With the Directive now in the rear-view mirror, let’s begin the hard work of realizing this common vision — a world in which creators are fairly compensated for their works through voluntary licensing and which minimizes any risk of blocking of non-infringing materials. My earlier call to action related to model implementing regulations, but perhaps even more importantly, let’s move immediately to effect changes to expand the role of licensing in the current legal environment. That entails work for all parties — for their part, creators must ensure that they are well-positioned to issue licenses, whether individually or collectively. In many instances, that will involve the creation of new, or the expansion of existing, collective management organizations. Bearing in mind that progress will, as is generally the case, take place incrementally, I would encourage platforms to begin immediately to employ existing tools to prevent the reuploading of previously identified infringing files. This is the lowest hanging fruit of the technological universe. Let’s harvest it. Perhaps we’ll learn broader lessons that can inform the rollout of more sophisticated tools, always with the idea of advancing the intended consequences of the Directive and minimizing the unintended ones.
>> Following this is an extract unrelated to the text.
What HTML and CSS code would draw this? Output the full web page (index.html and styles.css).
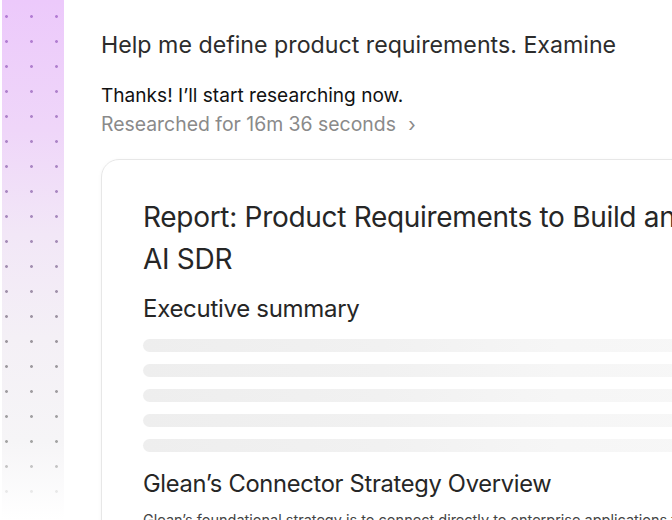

And perhaps, other companies can follow the example of Qwant who announced prior to the adoption of the Directive that regardless of the outcome, they “will actively and ambitiously contribute to the financing of the press by returning a fair share of its revenues to publishers.”

Instead of focusing exclusively on the legal and political issues regarding national implementation as if they were abstractions, we have a unique opportunity to demonstrate by example a path forward which will reasonably inform the implementation process. Let’s use our creativity and collective purpose to illustrate the art of the possible. We have all been involved in a bruising battle over symbols. If we employ half that energy in finding and implementing solutions based on common ground, and in avoiding restrictions on expression endorsed by no party, then we will all have succeeded, regardless of whether you were happy with the political outcome or not. EU politicians have done their jobs. Let’s do ours.